─── Record set ───

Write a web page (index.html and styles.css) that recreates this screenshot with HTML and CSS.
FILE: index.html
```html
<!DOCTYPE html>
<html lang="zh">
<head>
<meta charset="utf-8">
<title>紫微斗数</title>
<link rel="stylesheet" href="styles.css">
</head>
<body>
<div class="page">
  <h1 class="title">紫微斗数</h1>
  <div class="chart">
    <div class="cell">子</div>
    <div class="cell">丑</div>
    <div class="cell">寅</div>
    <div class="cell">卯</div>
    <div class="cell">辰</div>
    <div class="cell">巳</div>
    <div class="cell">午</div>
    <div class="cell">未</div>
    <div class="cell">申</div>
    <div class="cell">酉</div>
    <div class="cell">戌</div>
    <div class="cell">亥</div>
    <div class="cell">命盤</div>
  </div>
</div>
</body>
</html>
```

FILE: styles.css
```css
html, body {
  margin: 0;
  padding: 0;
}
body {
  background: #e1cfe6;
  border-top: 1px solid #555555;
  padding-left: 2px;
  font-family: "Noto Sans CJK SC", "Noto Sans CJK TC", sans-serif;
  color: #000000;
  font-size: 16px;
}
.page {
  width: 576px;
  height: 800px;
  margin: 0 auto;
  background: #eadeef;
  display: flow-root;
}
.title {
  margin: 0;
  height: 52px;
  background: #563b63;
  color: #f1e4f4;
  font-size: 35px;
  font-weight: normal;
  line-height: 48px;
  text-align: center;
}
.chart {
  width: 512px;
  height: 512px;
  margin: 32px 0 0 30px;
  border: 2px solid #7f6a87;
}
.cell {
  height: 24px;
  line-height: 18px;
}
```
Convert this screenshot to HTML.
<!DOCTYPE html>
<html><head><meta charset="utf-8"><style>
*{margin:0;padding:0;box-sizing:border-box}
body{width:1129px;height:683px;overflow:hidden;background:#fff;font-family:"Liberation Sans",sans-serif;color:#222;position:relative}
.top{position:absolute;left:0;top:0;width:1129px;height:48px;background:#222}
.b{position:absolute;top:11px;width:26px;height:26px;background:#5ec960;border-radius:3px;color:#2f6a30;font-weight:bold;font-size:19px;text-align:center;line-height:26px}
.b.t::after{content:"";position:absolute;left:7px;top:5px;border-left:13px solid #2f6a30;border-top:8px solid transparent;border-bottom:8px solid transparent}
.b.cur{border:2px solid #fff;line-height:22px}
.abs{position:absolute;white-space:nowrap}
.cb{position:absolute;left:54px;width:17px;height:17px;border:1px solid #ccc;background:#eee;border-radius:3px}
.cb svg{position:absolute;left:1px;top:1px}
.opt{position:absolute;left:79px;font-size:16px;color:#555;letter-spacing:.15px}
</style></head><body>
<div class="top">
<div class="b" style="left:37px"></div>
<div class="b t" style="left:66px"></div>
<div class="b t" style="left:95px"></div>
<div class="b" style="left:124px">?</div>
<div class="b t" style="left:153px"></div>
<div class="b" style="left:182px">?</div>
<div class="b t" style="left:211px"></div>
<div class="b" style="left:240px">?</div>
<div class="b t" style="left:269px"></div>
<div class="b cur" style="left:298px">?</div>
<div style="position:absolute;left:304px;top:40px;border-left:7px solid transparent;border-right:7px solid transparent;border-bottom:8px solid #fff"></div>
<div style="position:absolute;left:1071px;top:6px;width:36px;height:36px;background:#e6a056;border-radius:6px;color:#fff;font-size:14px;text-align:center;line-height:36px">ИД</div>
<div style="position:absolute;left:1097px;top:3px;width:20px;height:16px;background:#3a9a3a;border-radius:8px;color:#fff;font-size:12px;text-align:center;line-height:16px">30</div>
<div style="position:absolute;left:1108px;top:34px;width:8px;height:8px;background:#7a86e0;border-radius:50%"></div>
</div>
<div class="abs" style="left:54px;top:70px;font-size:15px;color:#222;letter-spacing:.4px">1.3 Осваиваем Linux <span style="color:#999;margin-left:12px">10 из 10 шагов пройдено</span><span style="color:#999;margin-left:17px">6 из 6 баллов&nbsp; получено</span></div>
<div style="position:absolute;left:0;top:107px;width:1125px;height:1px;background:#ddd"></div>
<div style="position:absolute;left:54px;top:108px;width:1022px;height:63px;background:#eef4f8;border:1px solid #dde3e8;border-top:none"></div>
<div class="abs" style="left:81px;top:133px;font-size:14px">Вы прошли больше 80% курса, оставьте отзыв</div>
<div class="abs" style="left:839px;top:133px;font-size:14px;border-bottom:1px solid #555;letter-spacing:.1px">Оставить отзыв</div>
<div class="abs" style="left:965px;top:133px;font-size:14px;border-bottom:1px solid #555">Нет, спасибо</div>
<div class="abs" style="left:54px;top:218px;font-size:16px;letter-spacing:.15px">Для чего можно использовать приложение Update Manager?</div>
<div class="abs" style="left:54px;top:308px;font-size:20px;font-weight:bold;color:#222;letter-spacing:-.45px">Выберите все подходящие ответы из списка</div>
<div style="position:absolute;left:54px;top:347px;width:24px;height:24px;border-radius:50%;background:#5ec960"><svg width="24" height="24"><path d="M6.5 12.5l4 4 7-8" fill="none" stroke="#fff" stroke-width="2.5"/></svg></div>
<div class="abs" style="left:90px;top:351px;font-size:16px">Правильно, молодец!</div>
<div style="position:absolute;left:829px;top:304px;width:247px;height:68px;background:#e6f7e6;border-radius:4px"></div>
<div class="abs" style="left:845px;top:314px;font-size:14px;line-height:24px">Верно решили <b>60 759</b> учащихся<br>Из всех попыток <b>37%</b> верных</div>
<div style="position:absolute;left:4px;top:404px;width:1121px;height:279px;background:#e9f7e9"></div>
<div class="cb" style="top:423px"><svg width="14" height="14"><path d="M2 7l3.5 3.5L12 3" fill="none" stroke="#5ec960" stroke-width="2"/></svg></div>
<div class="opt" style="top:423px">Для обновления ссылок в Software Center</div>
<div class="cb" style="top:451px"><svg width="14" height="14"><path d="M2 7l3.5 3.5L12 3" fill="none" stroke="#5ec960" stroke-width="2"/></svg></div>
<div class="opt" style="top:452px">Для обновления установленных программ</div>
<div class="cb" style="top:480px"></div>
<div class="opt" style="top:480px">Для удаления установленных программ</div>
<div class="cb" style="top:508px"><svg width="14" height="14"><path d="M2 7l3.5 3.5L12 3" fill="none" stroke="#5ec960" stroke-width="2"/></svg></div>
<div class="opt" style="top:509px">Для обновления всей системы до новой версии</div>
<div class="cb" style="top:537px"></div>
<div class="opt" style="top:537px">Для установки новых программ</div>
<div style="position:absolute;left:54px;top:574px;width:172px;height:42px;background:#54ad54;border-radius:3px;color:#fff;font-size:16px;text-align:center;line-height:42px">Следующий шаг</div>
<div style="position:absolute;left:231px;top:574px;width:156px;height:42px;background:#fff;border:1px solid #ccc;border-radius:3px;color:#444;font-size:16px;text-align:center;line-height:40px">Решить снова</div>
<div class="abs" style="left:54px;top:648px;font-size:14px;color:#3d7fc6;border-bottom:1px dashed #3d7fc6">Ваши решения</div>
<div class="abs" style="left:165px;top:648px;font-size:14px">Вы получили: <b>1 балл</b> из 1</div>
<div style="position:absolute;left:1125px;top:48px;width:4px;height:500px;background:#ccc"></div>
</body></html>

───

Print the records above in full, exactly.

§ Exercise output
Write a web page (index.html and styles.css) that recreates this screenshot with HTML and CSS.
FILE: index.html
```html
<!DOCTYPE html>
<html lang="zh">
<head>
<meta charset="utf-8">
<title>紫微斗数</title>
<link rel="stylesheet" href="styles.css">
</head>
<body>
<div class="page">
  <h1 class="title">紫微斗数</h1>
  <div class="chart">
    <div class="cell">子</div>
    <div class="cell">丑</div>
    <div class="cell">寅</div>
    <div class="cell">卯</div>
    <div class="cell">辰</div>
    <div class="cell">巳</div>
    <div class="cell">午</div>
    <div class="cell">未</div>
    <div class="cell">申</div>
    <div class="cell">酉</div>
    <div class="cell">戌</div>
    <div class="cell">亥</div>
    <div class="cell">命盤</div>
  </div>
</div>
</body>
</html>
```

FILE: styles.css
```css
html, body {
  margin: 0;
  padding: 0;
}
body {
  background: #e1cfe6;
  border-top: 1px solid #555555;
  padding-left: 2px;
  font-family: "Noto Sans CJK SC", "Noto Sans CJK TC", sans-serif;
  color: #000000;
  font-size: 16px;
}
.page {
  width: 576px;
  height: 800px;
  margin: 0 auto;
  background: #eadeef;
  display: flow-root;
}
.title {
  margin: 0;
  height: 52px;
  background: #563b63;
  color: #f1e4f4;
  font-size: 35px;
  font-weight: normal;
  line-height: 48px;
  text-align: center;
}
.chart {
  width: 512px;
  height: 512px;
  margin: 32px 0 0 30px;
  border: 2px solid #7f6a87;
}
.cell {
  height: 24px;
  line-height: 18px;
}
```
Convert this screenshot to HTML.
<!DOCTYPE html>
<html><head><meta charset="utf-8"><style>
*{margin:0;padding:0;box-sizing:border-box}
body{width:1129px;height:683px;overflow:hidden;background:#fff;font-family:"Liberation Sans",sans-serif;color:#222;position:relative}
.top{position:absolute;left:0;top:0;width:1129px;height:48px;background:#222}
.b{position:absolute;top:11px;width:26px;height:26px;background:#5ec960;border-radius:3px;color:#2f6a30;font-weight:bold;font-size:19px;text-align:center;line-height:26px}
.b.t::after{content:"";position:absolute;left:7px;top:5px;border-left:13px solid #2f6a30;border-top:8px solid transparent;border-bottom:8px solid transparent}
.b.cur{border:2px solid #fff;line-height:22px}
.abs{position:absolute;white-space:nowrap}
.cb{position:absolute;left:54px;width:17px;height:17px;border:1px solid #ccc;background:#eee;border-radius:3px}
.cb svg{position:absolute;left:1px;top:1px}
.opt{position:absolute;left:79px;font-size:16px;color:#555;letter-spacing:.15px}
</style></head><body>
<div class="top">
<div class="b" style="left:37px"></div>
<div class="b t" style="left:66px"></div>
<div class="b t" style="left:95px"></div>
<div class="b" style="left:124px">?</div>
<div class="b t" style="left:153px"></div>
<div class="b" style="left:182px">?</div>
<div class="b t" style="left:211px"></div>
<div class="b" style="left:240px">?</div>
<div class="b t" style="left:269px"></div>
<div class="b cur" style="left:298px">?</div>
<div style="position:absolute;left:304px;top:40px;border-left:7px solid transparent;border-right:7px solid transparent;border-bottom:8px solid #fff"></div>
<div style="position:absolute;left:1071px;top:6px;width:36px;height:36px;background:#e6a056;border-radius:6px;color:#fff;font-size:14px;text-align:center;line-height:36px">ИД</div>
<div style="position:absolute;left:1097px;top:3px;width:20px;height:16px;background:#3a9a3a;border-radius:8px;color:#fff;font-size:12px;text-align:center;line-height:16px">30</div>
<div style="position:absolute;left:1108px;top:34px;width:8px;height:8px;background:#7a86e0;border-radius:50%"></div>
</div>
<div class="abs" style="left:54px;top:70px;font-size:15px;color:#222;letter-spacing:.4px">1.3 Осваиваем Linux <span style="color:#999;margin-left:12px">10 из 10 шагов пройдено</span><span style="color:#999;margin-left:17px">6 из 6 баллов&nbsp; получено</span></div>
<div style="position:absolute;left:0;top:107px;width:1125px;height:1px;background:#ddd"></div>
<div style="position:absolute;left:54px;top:108px;width:1022px;height:63px;background:#eef4f8;border:1px solid #dde3e8;border-top:none"></div>
<div class="abs" style="left:81px;top:133px;font-size:14px">Вы прошли больше 80% курса, оставьте отзыв</div>
<div class="abs" style="left:839px;top:133px;font-size:14px;border-bottom:1px solid #555;letter-spacing:.1px">Оставить отзыв</div>
<div class="abs" style="left:965px;top:133px;font-size:14px;border-bottom:1px solid #555">Нет, спасибо</div>
<div class="abs" style="left:54px;top:218px;font-size:16px;letter-spacing:.15px">Для чего можно использовать приложение Update Manager?</div>
<div class="abs" style="left:54px;top:308px;font-size:20px;font-weight:bold;color:#222;letter-spacing:-.45px">Выберите все подходящие ответы из списка</div>
<div style="position:absolute;left:54px;top:347px;width:24px;height:24px;border-radius:50%;background:#5ec960"><svg width="24" height="24"><path d="M6.5 12.5l4 4 7-8" fill="none" stroke="#fff" stroke-width="2.5"/></svg></div>
<div class="abs" style="left:90px;top:351px;font-size:16px">Правильно, молодец!</div>
<div style="position:absolute;left:829px;top:304px;width:247px;height:68px;background:#e6f7e6;border-radius:4px"></div>
<div class="abs" style="left:845px;top:314px;font-size:14px;line-height:24px">Верно решили <b>60 759</b> учащихся<br>Из всех попыток <b>37%</b> верных</div>
<div style="position:absolute;left:4px;top:404px;width:1121px;height:279px;background:#e9f7e9"></div>
<div class="cb" style="top:423px"><svg width="14" height="14"><path d="M2 7l3.5 3.5L12 3" fill="none" stroke="#5ec960" stroke-width="2"/></svg></div>
<div class="opt" style="top:423px">Для обновления ссылок в Software Center</div>
<div class="cb" style="top:451px"><svg width="14" height="14"><path d="M2 7l3.5 3.5L12 3" fill="none" stroke="#5ec960" stroke-width="2"/></svg></div>
<div class="opt" style="top:452px">Для обновления установленных программ</div>
<div class="cb" style="top:480px"></div>
<div class="opt" style="top:480px">Для удаления установленных программ</div>
<div class="cb" style="top:508px"><svg width="14" height="14"><path d="M2 7l3.5 3.5L12 3" fill="none" stroke="#5ec960" stroke-width="2"/></svg></div>
<div class="opt" style="top:509px">Для обновления всей системы до новой версии</div>
<div class="cb" style="top:537px"></div>
<div class="opt" style="top:537px">Для установки новых программ</div>
<div style="position:absolute;left:54px;top:574px;width:172px;height:42px;background:#54ad54;border-radius:3px;color:#fff;font-size:16px;text-align:center;line-height:42px">Следующий шаг</div>
<div style="position:absolute;left:231px;top:574px;width:156px;height:42px;background:#fff;border:1px solid #ccc;border-radius:3px;color:#444;font-size:16px;text-align:center;line-height:40px">Решить снова</div>
<div class="abs" style="left:54px;top:648px;font-size:14px;color:#3d7fc6;border-bottom:1px dashed #3d7fc6">Ваши решения</div>
<div class="abs" style="left:165px;top:648px;font-size:14px">Вы получили: <b>1 балл</b> из 1</div>
<div style="position:absolute;left:1125px;top:48px;width:4px;height:500px;background:#ccc"></div>
</body></html>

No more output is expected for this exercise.